Panarin has not always been this outspoken, even showing support for Putin at times in the past — just like fellow NHL star Alex Ovechkin. Panarin even somewhat snarled when he met President Barack Obama in 2015 after his Blackhawks won the Stanley Cup. But that changed recently when he began seeking out media that was not state-run.
“I was never really interested in politics. Never read the news. I was thoroughly focused on hockey and my progress,” he said. “Besides, it’s not like I crossed the [American] border and got enlightened right away. It took me something like two years before I thought, ‘Something is wrong [in Russia].’ I began feeling, with time, that at the end of summer I started to want to get back [to America].”
Panarin spent the first two years of his career in Chicago and the previous two playing in Columbus. He seems to have fully understood how his comments were going to look and how the Russian government might react.
“I may look like a foreign agent right now, but it’s not like that,” Panarin said. “I think that the people who hush up the problems are more like foreign agents than those who talk about them. If I think about problems, I am coming from a positive place, I want to change something, to have people live better. I don’t want to see retirees begging. I saw a normal-looking grandma in the metro yesterday, singing for money.”
Panarin said that he felt all of the money from Russia’s small towns was going into its big cities, and that was making life difficult for those outside the cities. He used Columbus as an example of how American cities work to help themselves.

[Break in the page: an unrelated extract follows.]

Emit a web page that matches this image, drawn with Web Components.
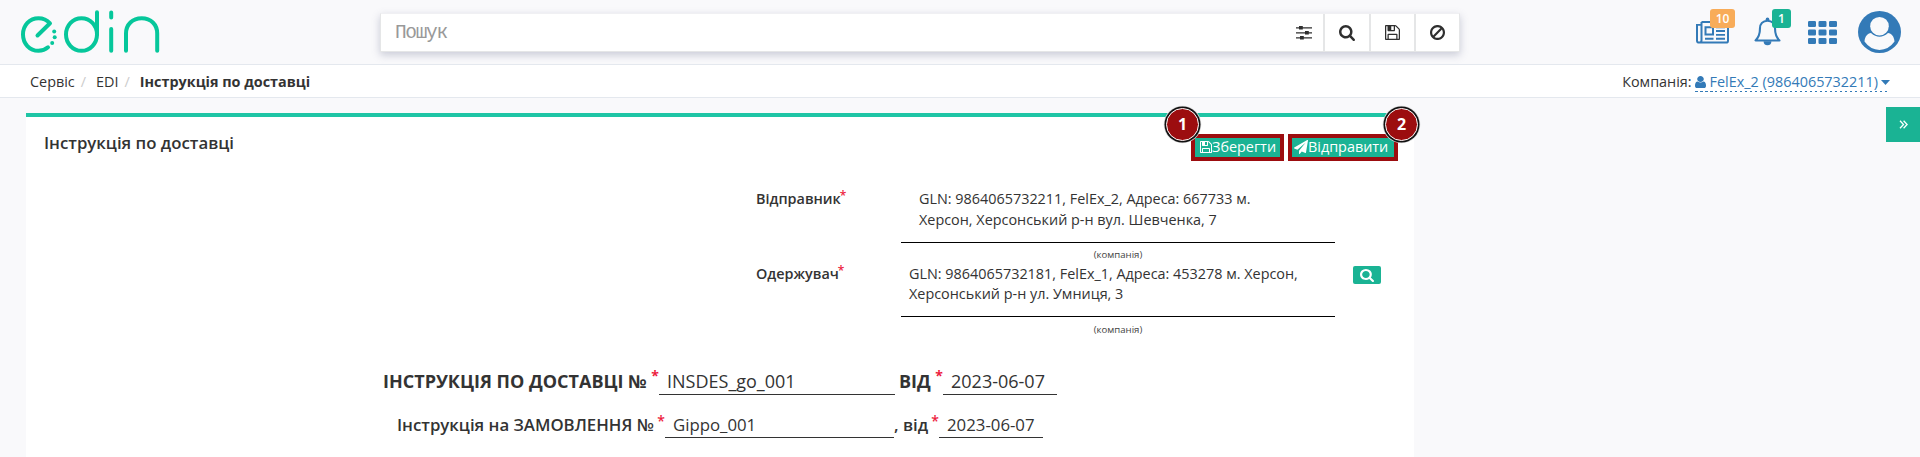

“We have two cities that are developing, Saint Petersburg and Moscow, but the rest of them are a joke,” he said. “I lived in Columbus, which isn’t even in the top 10 American cities, but look at the pictures and you will see how nice it looks. Everything is clean, safe, everyone is calm. It’s great. American cities are developing thanks to local taxes which stay in the state. But here, a lot of money goes to Moscow, so people everywhere work for Moscow’s benefit. I always thought it’s unfair.”
With all of that being said, Panarin did admit that he was afraid there would be consequences for his words — which is another thing he disagreed with.
“I just don’t understand how I, speaking the truth, can suffer just for that,” he said. “If a person just has a different opinion … I mean, where the hell is this question even coming from: Will I get in trouble for it or not? This shouldn’t even [arise]. No trouble should come for this.”
And that comes back to the basic premise that Panarin has such trouble with, and that is Putin ruling with an iron fist and not tolerating dissent.
“The most painful topic for me is the lawlessness that is happening here. We have no laws, we have no agencies that would regulate big companies. Everything is bought. I don’t like it,” Panarin said. “Lawlessness is very painful for me. No freedom of speech, you can’t point out any negatives. This is what I don’t like.”